Simultaneously, the primary communication channels between controllers and pilots were interrupted, forcing the use of backup radio systems. The disruption also briefly affected controllers in Auckland. Despite the loss of primary surveillance and communication tools, 41 aircraft were in the air at the time; all landed safely, though two aircraft chose to return to their departure points.
The investigation
The investigation focused on why a single component failure caused a widespread loss of essential services. Investigators determined that the event began with the failure of a capacitor within an uninterruptable power supply (UPS) unit. This failure released conductive debris inside the unit, causing a short circuit that tripped a circuit breaker and cut power to the connected loads.
While the network equipment was designed with redundant power sources (System A and System B), the investigation found that the critical MPLS network equipment had been incorrectly wired. Both power supply connections for this equipment were plugged into the same UPS (System A) rather than being split between the two independent systems. This error meant that when the first UPS failed, the entire network lost power.
Findings
- The outage was triggered by a capacitor failure in a UPS unit.
- A short circuit caused by debris from the failed capacitor led to the loss of power to the primary network equipment.
- Essential network equipment was improperly connected to a single power source, negating the intended redundancy.

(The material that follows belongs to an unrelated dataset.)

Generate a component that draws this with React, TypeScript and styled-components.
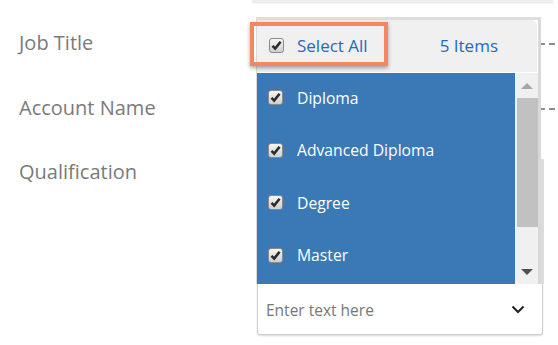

- Maintenance procedures designed to identify such wiring errors had been deferred by management.
Safety action
Following the incident, Airways implemented several changes to prevent a recurrence, including moving network equipment to a new facility with physically separated power rooms. The organization also adopted a new color-coding standard for all UPS cables to make wiring errors easier to detect. Additionally, Airways updated its maintenance protocols to ensure regular power outage checks are performed to verify the integrity of dual power connections.